Women's National Championships - these take place at the end of June every year, at the same time as the National Championships of other nations. There are UCI points awarded to the top placed riders in the National Championships. They are the main event on the women's calendar, insofar as it is the only opportunity for all riders to compete against each other, from the beginner to the high performance rider.
For more information on women's cycling check out the Womens Website
PODCAST From Newstalk Global Village, with Heather Boyle of Cycling Ireland speaking about women's cycling:
(skip to 50min)
Conference on Women's Cycling with the Dublin Cycling Campaign, Heather Boyle speaking about women's cycling in Cycling Ireland:
More information on Bike for Life below:
What is Bike for Life
A Bike for Life is a beginner's cycling programme, in which a cyclist is brought through the various skills and techniques involved in cycling over an 8-10 week period. The focus of the programme is on learning and meeting new people, with the group cycle a prominent feature in the programme.

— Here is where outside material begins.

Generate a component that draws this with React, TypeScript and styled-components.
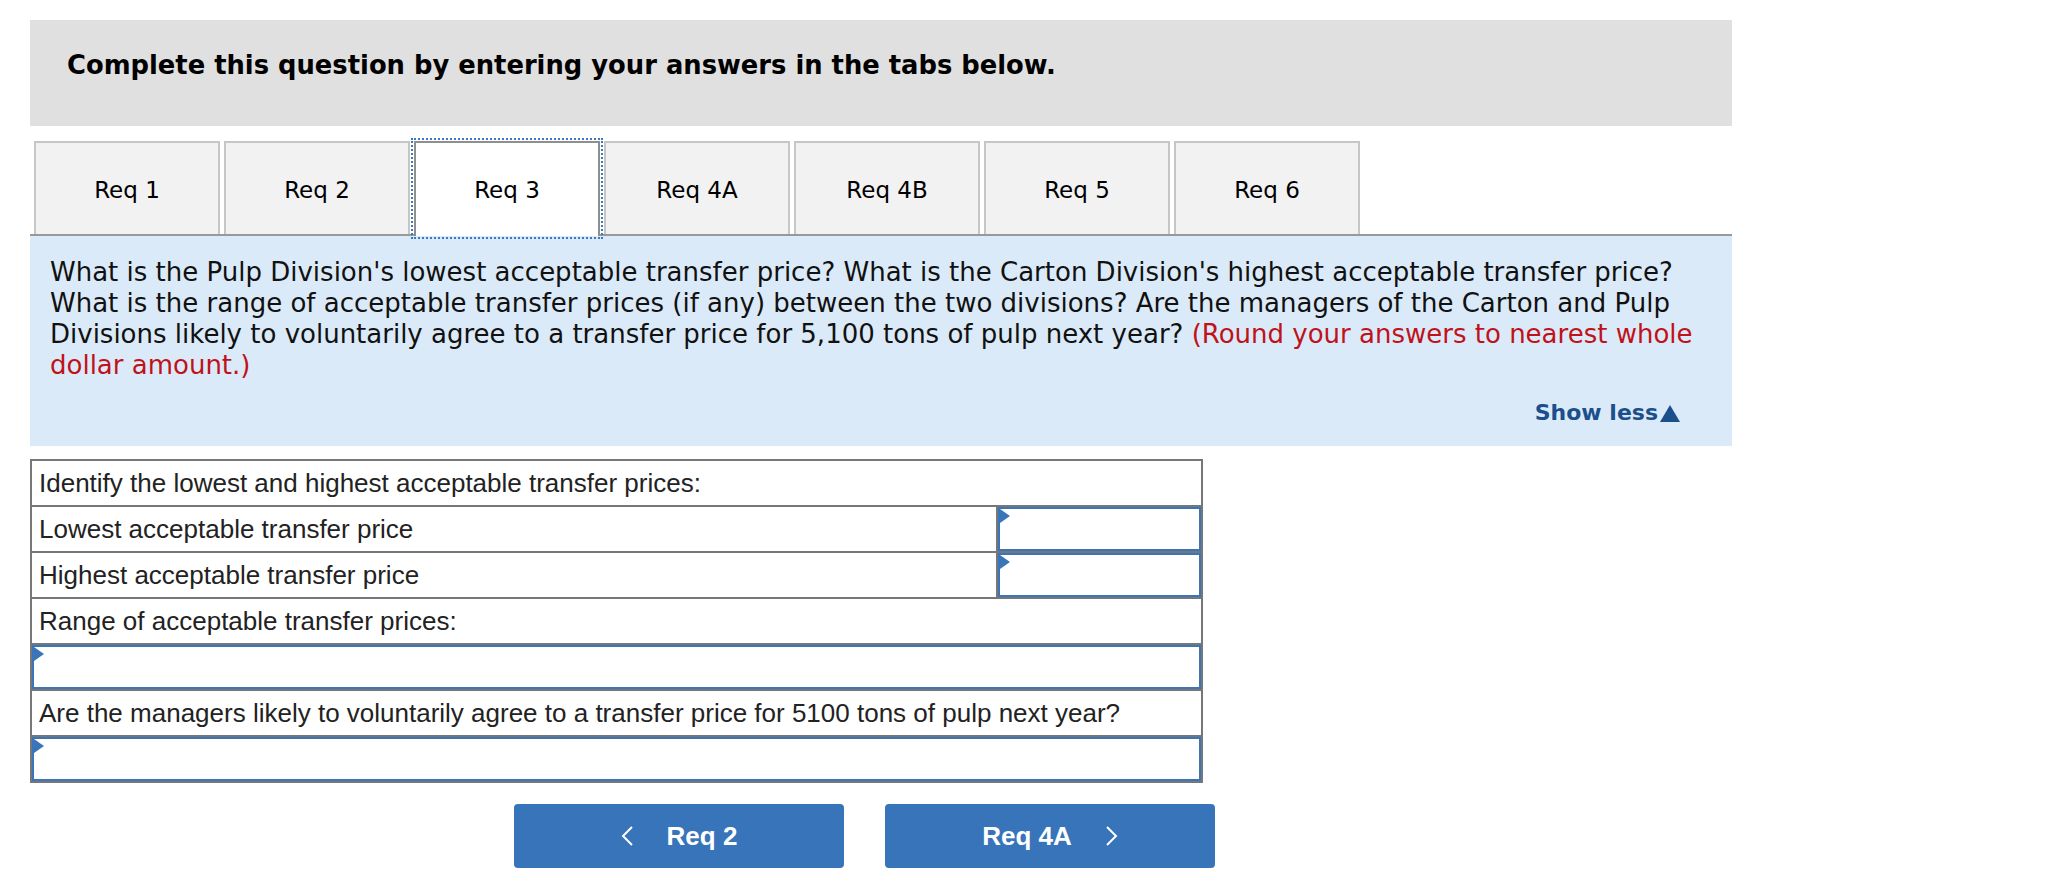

What do I learn in Bike for Life?
In Bike for Life, you will learn a variety of skills related to cycling. The basic content can be seen below, with the level of learning depending on the start point of the rider.
1. Preparing for a Bike Ride: What to wear, what to bring.
2. Riding safely on the road: Basic road skills, advanced road skills, riding in the dark.
3. Riding as a group: Riding in pairs, riding as a group, group riding etiquette.
4. Using shared facilities: Riding in low volume traffic, riding in higher volume traffic.
5. Bike handling skills: Basic bike handling skills, advanced bike handling skills.
6. Nutrition & Hydration: Basic requirements, requirements for a cyclist.
7. Bike repair & maintenance: Basic bike maintenance.
8. Training for your cycling goals: Getting started, going further and cycling challenges
How much does it cost?
A The cost to do a Bike for Life Programme is €30 per person. This includes coaching, a training logbook and Bike for Life cycling buff as well as full Cycling Ireland insurance for the duration of the programme.
What are the three levels in Bike for Life?
A The three levels in Bike for Life are as follows:
Level One: A level one cyclist is someone who has a bike and wants to use it more. They may have bought it on the Bike to Work scheme, but are a bit rusty in terms of their cycling skills. It is someone who might be using cycling for rehabilitation from an injury or illness, or someone who is nervous cycling on the road, and wants to learn the basic skills. The focus in this group is on building confidence and competence, and introducing the concept of group cycles.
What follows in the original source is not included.